でも、マンデラは、27年間の投獄などの逆境に負けなかった。
40代で終身刑となり、70歳を過ぎて釈放されたマンデラは、むしろ、逆境のなかで成熟し、「赦せる人」になっていったのです。
彼は、「これまでの復讐」を望む多くの支持者に失望され、妻との関係がギクシャクしても「憎しみの連鎖を断ち切ること」を呼びかけました。
「私は赦す。人生の半分を彼らによって奪われた私が赦すのだから、あなたたちも赦すことができるはずだ」
「私は指導者だ。だから、誤った道を選ぼうとする人が多数派であっても、正しい道を示さなければならない」
僕は、こんな「偉人」と同じ時代を生きてきたのか……
「敵を赦す人生」って、なんて孤独なんだろう。
「やり返してやりたい」味方からは腰抜けとなじられ、敵も敬意は評しても、愛してはくれない。
「一緒にやり返してやろうぜ!」って言えば、喜ぶ「仲間」は多かったはず。
しかしながら、それでは、世界は変わらなかった。
数々の混乱があったにせよ、南アフリカ共和国が、ルワンダで起こったようなような大虐殺の連鎖には至らなかったのは、誰もが知る、「最もつらい目にあったはずの人」が、「赦そう」と呼びかけたことが大きかったのではないでしょうか。
もちろん、南アフリカという国が、アフリカのなかでは経済的に豊かだったというのも、忘れてはならない要因ですが。
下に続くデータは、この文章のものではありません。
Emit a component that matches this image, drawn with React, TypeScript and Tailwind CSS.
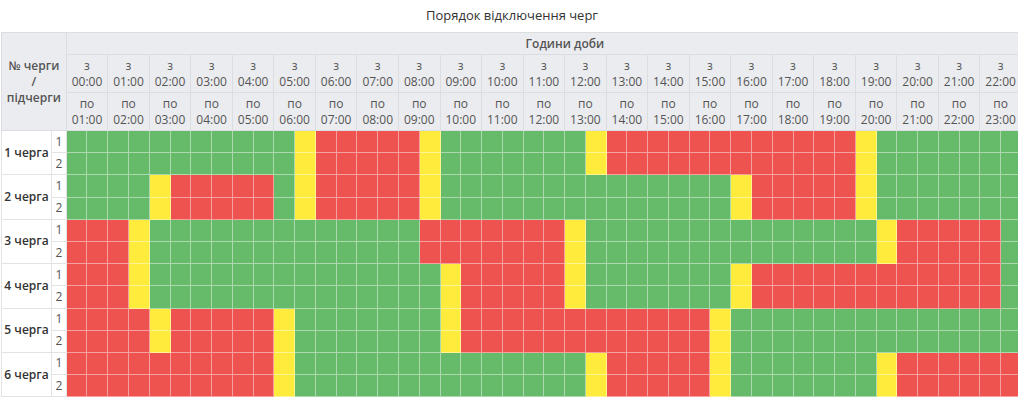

僕がこの映画のことを思い出そうとすると、最初に浮かんでくるのは、70歳過ぎて出獄したマンデラが、妻もいなくなった自分の家で、一人きりで背中を丸めて夕食を摂る場面なんですよ。
より多くの人を、本当に幸せにしようと思えば思うほど、その人自身は「孤独」になっていく。
2時間半で知ることができる、僕たちと同じ時代を生きた「偉人」の物語。
DVDが出たら、でも良いので、ぜひ、この人生を多くの人に知っていただきたい。